* ppc_irq_dispatch_handler dominating profile?
@ 2003-04-27 19:42 Fred Gray
2003-04-27 22:45 ` Paul Mackerras
0 siblings, 1 reply; 6+ messages in thread
From: Fred Gray @ 2003-04-27 19:42 UTC (permalink / raw)
To: linuxppc-dev
Dear linuxppc-dev,
I'm trying to get a gigabit Ethernet card (SBS Technologies PMC-Gigabit-ST3;
it uses the Intel 82545EM chipset and therefore the Linux e1000 driver) to
work with a MVME2600 board (a PReP board with a 200 MHz PowerPC 604e CPU).
I'm getting surprisingly poor performance and trying to understand why.
I'm running a simple benchmark program that was passed along to me by a kind
soul on the linux-net@vger.kernel.org mailing list. It has two modes, one
that uses the ordinary socket interface, and one that uses the sendfile()
system call for zero-copy transmission. In either case, it simply floods the
destination with TCP data for a fixed amount of time.
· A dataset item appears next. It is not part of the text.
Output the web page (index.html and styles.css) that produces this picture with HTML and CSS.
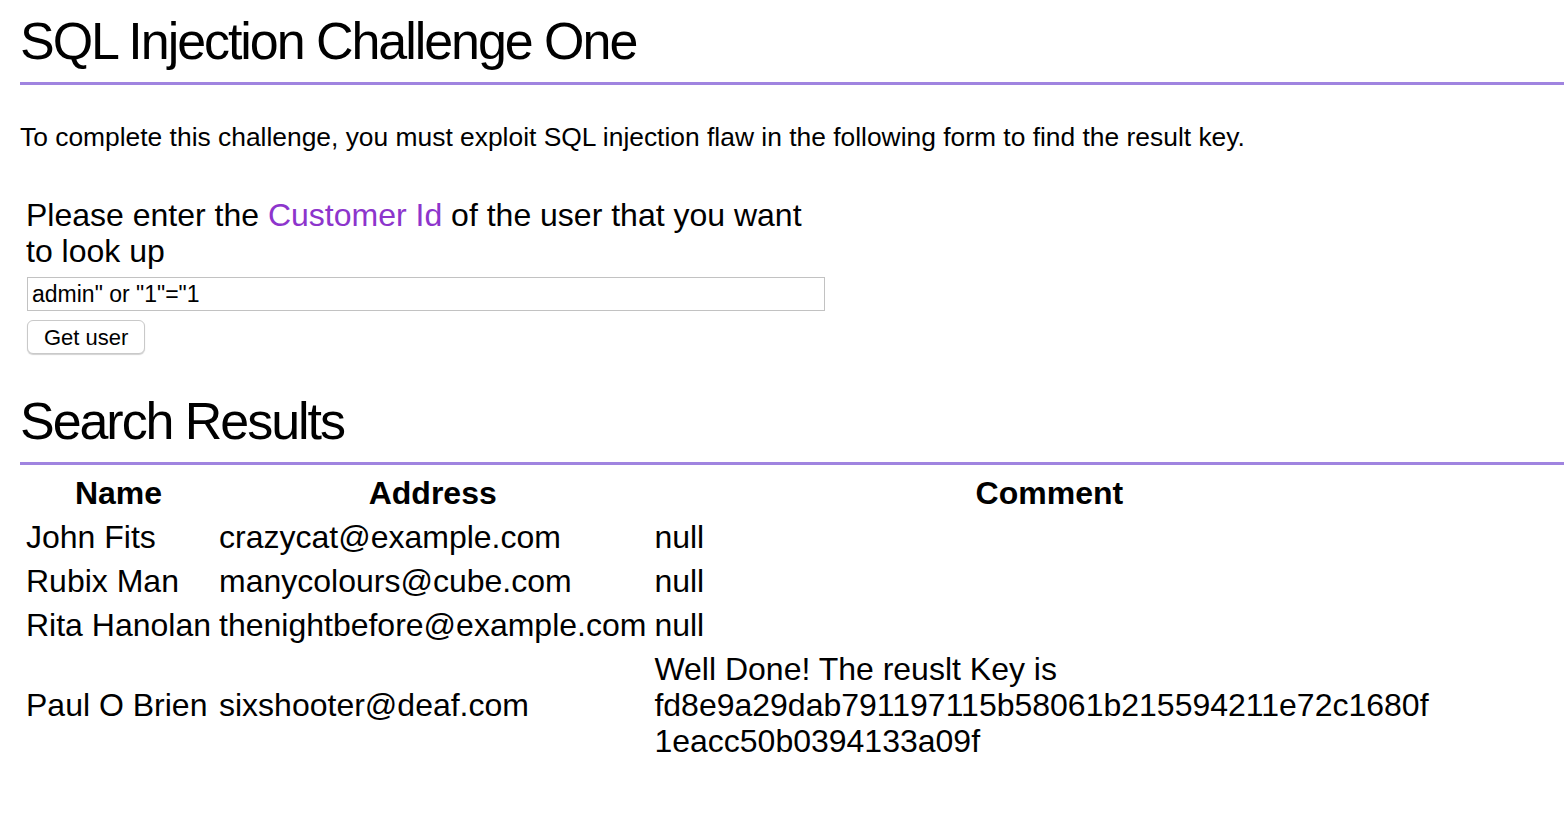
FILE: index.html
```html
<!DOCTYPE html>
<html lang="en">
<head>
<meta charset="utf-8">
<title>SQL Injection Challenge One</title>
<link rel="stylesheet" href="styles.css">
</head>
<body>
<main class="page">
  <h1 class="title">SQL Injection Challenge One</h1>
  <p class="intro">To complete this challenge, you must exploit SQL injection flaw in the following form to find the result key.</p>
  <form class="lookup">
    <p class="prompt">Please enter the <span class="accent">Customer Id</span> of the user that you want to look up</p>
    <input class="field" type="text" value='admin" or "1"="1'>
    <button class="btn" type="button">Get user</button>
  </form>
  <h1 class="title results-title">Search Results</h1>
  <table class="results">
    <thead>
      <tr><th>Name</th><th>Address</th><th class="comment-head">Comment</th></tr>
    </thead>
    <tbody>
      <tr><td>John Fits</td><td>crazycat@example.com</td><td class="comment">null</td></tr>
      <tr><td>Rubix Man</td><td>manycolours@cube.com</td><td class="comment">null</td></tr>
      <tr><td>Rita Hanolan</td><td>thenightbefore@example.com</td><td class="comment">null</td></tr>
      <tr><td>Paul O Brien</td><td>sixshooter@deaf.com</td><td class="comment">Well Done! The reuslt Key is fd8e9a29dab791197115b58061b215594211e72c1680f1eacc50b0394133a09f</td></tr>
    </tbody>
  </table>
</main>
</body>
</html>
```
FILE: styles.css
```css
html, body {
  margin: 0;
  padding: 0;
  background: #ffffff;
}

body {
  font-family: "Liberation Sans", Arial, Helvetica, sans-serif;
  color: #000000;
}

.page {
  padding: 12px 0 0 20px;
}

.title {
  margin: 0;
  font-size: 52px;
  font-weight: normal;
  line-height: 58px;
  letter-spacing: -2.05px;
  padding-bottom: 12px;
  border-bottom: 3px solid #a084e0;
}

.intro {
  margin: 37px 0 0 0;
  font-size: 26.4px;
  line-height: 30px;
}

.lookup {
  margin: 45px 0 0 6px;
  width: 800px;
  display: flex;
  flex-direction: column;
  align-items: flex-start;
}

.prompt {
  margin: 0;
  font-size: 32px;
  line-height: 36px;
}

.accent {
  color: #8d35cc;
}

.field {
  box-sizing: border-box;
  margin: 8px 0 0 1px;
  width: 798px;
  height: 34px;
  padding: 0 4px;
  border: 1px solid #c2c2c2;
  border-radius: 0;
  font-family: "Liberation Sans", Arial, Helvetica, sans-serif;
  font-size: 23px;
  color: #000;
  background: #fff;
  outline: none;
}

.btn {
  box-sizing: border-box;
  margin: 9px 0 0 1px;
  height: 34px;
  padding: 2px 16px 0;
  border: 1px solid #c9c9c9;
  border-radius: 6px;
  background: #ffffff;
  box-shadow: 0 1px 1px rgba(0, 0, 0, 0.18);
  font-family: "Liberation Sans", Arial, Helvetica, sans-serif;
  font-size: 22px;
  color: #000;
}

.results-title {
  margin-top: 38px;
}

.results {
  margin-top: 4px;
  border-collapse: separate;
  border-spacing: 4px;
  font-size: 32px;
  line-height: 36px;
}

.results th {
  font-weight: bold;
  text-align: center;
  padding: 2px;
}

.results td {
  padding: 2px;
  text-align: left;
  vertical-align: middle;
  white-space: nowrap;
}

.results .comment-head {
  width: 790px;
}

.results td.comment {
  white-space: normal;
  overflow-wrap: anywhere;
}
```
The results in
non-zero-copy mode agree with standard benchmarks like netperf and iperf,
which I have also tried. In any event, the maximum bandwidth that I have
been able to obtain is about 15 MByte/s, and that level of performance required
16000 byte jumbo frames and zero-copy mode. Transmission was clearly CPU-bound.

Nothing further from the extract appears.